Once you and the seller have decided to pursue the transaction further, you will typically need to sign an NDA and start preliminary due diligence. 

Preliminary due diligence quickly investigates the major assets and liabilities of the seller and identifies the principal risks that are involved. If the seller is in a process, the process letter will usually contain a schedule for completing this process.

Step 4: Create a working group 

Buying a business is a complex and tedious coordination exercise. 

To ensure the smooth flow of information, it is important to create a list of key people involved in the deal along with their contact information. Keeping everyone in the loop also helps us to avoid last-minute surprises and effectively assign responsibilities.
This list should include senior management of the buyer and seller, lawyers and other experts as well as external parties like banks and brokers. 

Step 4: Execute Letters of Intent (LOIs)

Once the preliminary due diligence is complete, the buyer prepares a "Letter of Intent" or LOI, also called a Memorandum of Understanding (MoU).

This LOI is a non-binding agreement outlining the key terms, assumptions, and conditions for a transaction such as the proposed purchase price, payment structure, and closing date. 

It is important to keep in mind that LOIs often include a period of exclusivity, during which the seller may not entertain other offers. While LOIs are generally non-binding, there is typically an exception for its confidentiality and no-shop provisions which are binding. 

If the terms of the LOI are not agreeable to either party, they may choose to walk away from the deal without penalty.

Step 5: Conduct due diligence

The due diligence process typically begins with the buyer's lawyer sending the seller a due diligence request list specifying documents to turn over, information to provide and questions to answer. 

All of this information is stored in a shared folder on the cloud called the 'data room'.  Before modern computing, these documents were actually placed in a physical data room where the lawyers poured over their contents. 

The buyer's lawyers then look through these documents to confirm that the assumptions underpinning the sale and the representations made by the seller are true. They also look for red flags and evidence of existing or future legal problems involving the company or assets being purchased. 

The buyer's internal departments, sometimes with the help of external consultants, carry out the business due diligence. This consists of looking at the sales, marketing, human resources, finances etc. to confirm that reality matches the seller's representations and the buyer's assumptions. 

Note: If the seller is in a formal sale process and there are many potential buyers, the seller's banker may only provide access to the data room to a selected number of buyers who make the best offers in their LOIs.

Step 6: Determine Financing Requirements

Find out how much money is needed to buy the business and on what time schedule. 

Based on this, determine what your lenders' due diligence requirements are for the business or assets being acquired and bake those requirements into your due diligence process. If the loan agreement needs certain representations or warranties, ensure that they are included in the due diligence process and list of documents requested from the seller.

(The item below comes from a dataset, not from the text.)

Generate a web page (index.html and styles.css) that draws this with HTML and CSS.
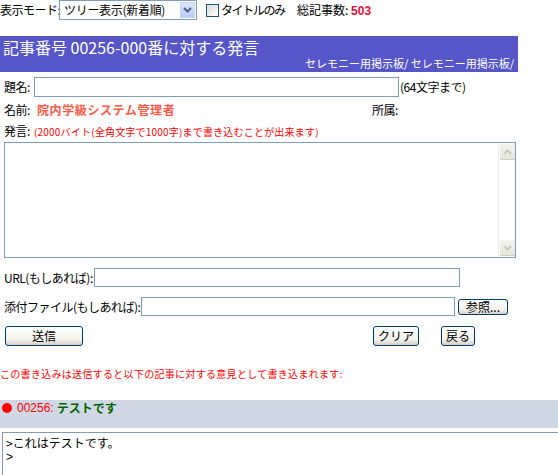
FILE: index.html
```html
<!DOCTYPE html>
<html lang="ja">
<head>
<meta charset="utf-8">
<link rel="stylesheet" href="styles.css">
</head>
<body>
<div class="top">
  <span class="lbl l-mode">表示モード:</span>
  <div class="select"><span class="sel-text">ツリー表示(新着順)</span><span class="sel-btn"><svg width="9" height="6" viewBox="0 0 9 6"><path d="M1 1 L4.5 4.5 L8 1" fill="none" stroke="#4d6185" stroke-width="2"/></svg></span></div>
  <span class="check"></span><span class="lbl l-only">タイトルのみ</span>
  <span class="lbl total">総記事数: <b class="count">503</b></span>
</div>

<div class="header">
  <div class="h-title">記事番号 00256-000番に対する発言</div>
  <div class="h-sub">セレモニー用掲示板/ セレモニー用掲示板/</div>
</div>

<div class="row r-title">
  <span class="lbl l-title">題名:</span><span class="input in-title"></span><span class="lbl">(64文字まで)</span>
</div>
<div class="row r-name">
  <span class="lbl l-name">名前:</span><span class="name">院内学級システム管理者</span><span class="lbl">所属:</span>
</div>
<div class="row r-msg">
  <span class="lbl l-msg">発言:</span><span class="note-s">(2000バイト(全角文字で1000字)まで書き込むことが出来ます)</span>
</div>
<div class="textarea">
  <div class="sbar"><span class="sb-btn"><svg width="9" height="6" viewBox="0 0 9 6"><path d="M1 5 L4.5 1.5 L8 5" fill="none" stroke="#c8c8bc" stroke-width="2"/></svg></span><span class="sb-btn"><svg width="9" height="6" viewBox="0 0 9 6"><path d="M1 1 L4.5 4.5 L8 1" fill="none" stroke="#c8c8bc" stroke-width="2"/></svg></span></div>
</div>
<div class="row r-url">
  <span class="lbl l-url">URL(もしあれば):</span><span class="input in-url"></span>
</div>
<div class="row r-file">
  <span class="lbl l-file">添付ファイル(もしあれば):</span><span class="input in-file"></span><span class="btn b-ref">参照...</span>
</div>
<div class="row r-btns">
  <span class="btn b-send">送信</span><span class="btn b-clear">クリア</span><span class="btn b-back">戻る</span>
</div>
<div class="warn">この書き込みは送信すると以下の記事に対する意見として書き込まれます:</div>
<div class="band"><span class="dot"></span><span class="num">00256:</span><b class="subj">テストです</b></div>
<div class="quote"><div class="qline q1">&gt;これはテストです。</div><div class="qline q2">&gt;</div></div>
</body>
</html>
```
FILE: styles.css
```css
html, body { margin: 0; padding: 0; background: #fff; overflow: hidden; }
body {
  font-family: "Noto Sans CJK JP", "Liberation Sans", sans-serif;
  font-size: 12px;
  color: #000;
  width: 558px;
  height: 475px;
}
.lbl { line-height: 14px; white-space: nowrap; flex: none; }
.top { display: flex; align-items: center; height: 20px; }
.l-mode { width: 59px; letter-spacing: -0.5px; }
.select {
  width: 136px; height: 18px;
  border: 1px solid #7f9db9;
  display: flex; align-items: center; justify-content: space-between;
  flex: none;
}
.sel-text { padding-left: 4px; line-height: 14px; white-space: nowrap; letter-spacing: -0.3px; }
.sel-btn {
  width: 15px; height: 16px; margin-right: 1px;
  background: linear-gradient(#dbe6fb, #b6cbf6);
  border: 1px solid #c3d3fd; box-sizing: border-box;
  display: flex; align-items: center; justify-content: center;
}
.check {
  width: 11px; height: 11px; border: 1px solid #1c5180;
  background: linear-gradient(135deg, #dcdcd7, #fff);
  margin-left: 9px; margin-right: 2px; flex: none;
}
.l-only { width: 64px; letter-spacing: -1.4px; }
.total { margin-left: 12px; }
.count { color: #e0103a; font-family: "Liberation Sans", sans-serif; font-weight: bold; font-size: 12px; }

.header {
  margin-top: 16px;
  width: 518px; height: 36px;
  background: #5656c8;
  color: #fff;
  display: flex; flex-direction: column;
}
.h-title { font-size: 16px; line-height: 20px; padding-left: 3px; margin-top: 1px; white-space: nowrap; }
.h-sub { font-size: 11px; line-height: 13px; text-align: right; padding-right: 4px; white-space: nowrap; }

.row { display: flex; align-items: center; padding-left: 4px; }
.row .lbl { letter-spacing: -0.5px; }
.input { border: 1px solid #7f9db9; box-sizing: border-box; background: #fff; flex: none; }
.r-title { margin-top: 5px; height: 20px; }
.l-title { width: 29px; }
.in-title { width: 365px; height: 20px; margin-left: 1px; margin-right: 1px; }
.r-name { margin-top: 3px; height: 20px; }
.l-name { width: 33px; }
.name { color: #ff5a46; font-weight: bold; width: 335px; line-height: 14px; letter-spacing: 0.6px; white-space: nowrap; flex: none; }
.r-msg { margin-top: 2px; height: 18px; }
.l-msg { width: 30px; }
.note-s { color: #ff0000; font-size: 10px; line-height: 13px; white-space: nowrap; letter-spacing: 0.2px; }

.textarea {
  margin: 2px 0 0 4px;
  width: 512px; height: 116px;
  border: 1px solid #7f9db9; box-sizing: border-box;
  display: flex; justify-content: flex-end;
}
.sbar {
  width: 16px; border-left: 1px solid #eeede5;
  display: flex; flex-direction: column; justify-content: space-between;
  padding: 1px 0;
}
.sb-btn {
  width: 15px; height: 16px; margin-left: 1px;
  background: linear-gradient(#f4f4ee, #e6e6dc);
  border-bottom: 1px solid #cfcfc3; box-sizing: border-box;
  display: flex; align-items: center; justify-content: center;
}

.r-url { margin-top: 10px; height: 19px; }
.l-url { width: 88px; }
.in-url { width: 366px; height: 19px; margin-left: 2px; }
.r-file { margin-top: 10px; height: 19px; }
.l-file { width: 135px; }
.in-file { width: 314px; height: 19px; margin-left: 2px; }
.btn {
  display: flex; align-items: center; justify-content: center;
  border: 1px solid #003c74; border-radius: 3px; box-sizing: border-box;
  background: linear-gradient(#ffffff, #f2f1ea 70%, #d6d0c5);
  line-height: 14px; flex: none;
}
.b-ref { width: 50px; height: 16px; margin-left: 3px; }
.r-btns { margin-top: 9px; height: 21px; padding-left: 5px; }
.b-send { width: 78px; height: 20px; }
.b-clear { width: 46px; height: 20px; margin-left: 290px; }
.b-back { width: 34px; height: 20px; margin-left: 22px; }

.warn { color: #ff0000; font-size: 10px; line-height: 13px; margin-top: 21px; white-space: nowrap; letter-spacing: 0.3px; }
.band {
  margin-top: 20px; height: 28px; background: #d0d8e6;
  display: flex; align-items: flex-start; padding-left: 2px;
}
.dot { width: 10px; height: 10px; border-radius: 50%; background: #ff0000; margin-top: 3px; margin-right: 5px; flex: none; }
.num { color: #ff0000; font-family: "Liberation Sans", sans-serif; font-size: 12px; line-height: 16px; }
.subj { color: #006400; margin-left: 3px; line-height: 16px; }
.quote {
  margin: 4px 0 0 2px;
  height: 60px; width: 570px;
  border-top: 1px solid #7f9db9; border-left: 1px solid #7f9db9;
  padding: 2px 0 0 3px;
  font-size: 12px;
}
.qline { white-space: nowrap; }
.q1 { line-height: 15px; height: 15px; }
.q2 { line-height: 14px; height: 14px; font-family: "Liberation Sans", sans-serif; }
```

Step 7: Identify what consents or approvals are required

Buying a business requires consents and approvals from a large number of people and entities. This can include banks, regulators, shareholders etc. 

A list of all the necessary consents and approvals for the transaction should be compiled to ensure that all these approvals are received in time for the closing. This can include ensuring shareholder and board resolutions are passed and conditions of loan agreements and side letters are satisfied. 

This process is more complicated in asset purchases because of the consents and approvals involved with transferring property, employment contracts etc.

Once a list of required consents and approvals is compiled, the buyer and seller need to work together to ensure that this work is done on time according to a pre-agreed schedule.

Step 8: Identify and address the major risks

Use the information unearthed during the due diligence process to identify serious risks. 

This could be physical damage to the assets or legal disputes regarding their ownership in the case of asset purchases. Or the risk may be potential liability from lawsuits in the case of takeovers or mergers. 

Key shareholders may not have clear title to their shares. The shares may be pledged to a third party or be involved in divorce or bankruptcy proceeding. You may need to find ways to resolve these problems. 

After identifying key risks, assign members of the working group to address these risks within reasonable deadlines.

Step 9: Negotiate and draft the Acquisition Agreement

The acquisition agreement takes the form of a asset purchase agreement, stock purchase agreement or plan and agreement of merger depending on the transaction. 

It is usually drafted by the buyer's lawyer who starts drafting it when the due diligence process is ongoing. However, if the seller is in a process or is conducting an auction, then the acquisition agreement is provided by the seller's banker. 

The negotiation and bidding, in such cases, happens with the prospective buyers making offers in connection with the sale price and proposing specific changes to the terms of the acquisition agreement. 

Step 10: Close the acquisition and complete the post-closing process

What exactly is the closing of a business acquisition? 

'Closing' refers to the final stage of the transaction when ownership of the business is officially transferred from the seller to the buyer. It is not refer to the day when the acquisition agreement is signed. Instead, the closing date is typically a few days later when the agreement actually takes effect. 

During this interval, the buyer and the seller fulfil the 'closing conditions'. These can include obtaining final approvals and fulfilling legal or financial requirements. In an asset purchase, the seller transfers the assets, operations, licenses etc. that are part of the deal and the buyer takes possession of them. In all cases, the buyer uses this time to transfer the agreed upon price for the business to the seller. 

To ensure all this happens smoothly, a closing checklist should be prepared in advance and responsibilities should be delegated to members of the working group. 

The lawyers should closely monitor developments and coordinate matters.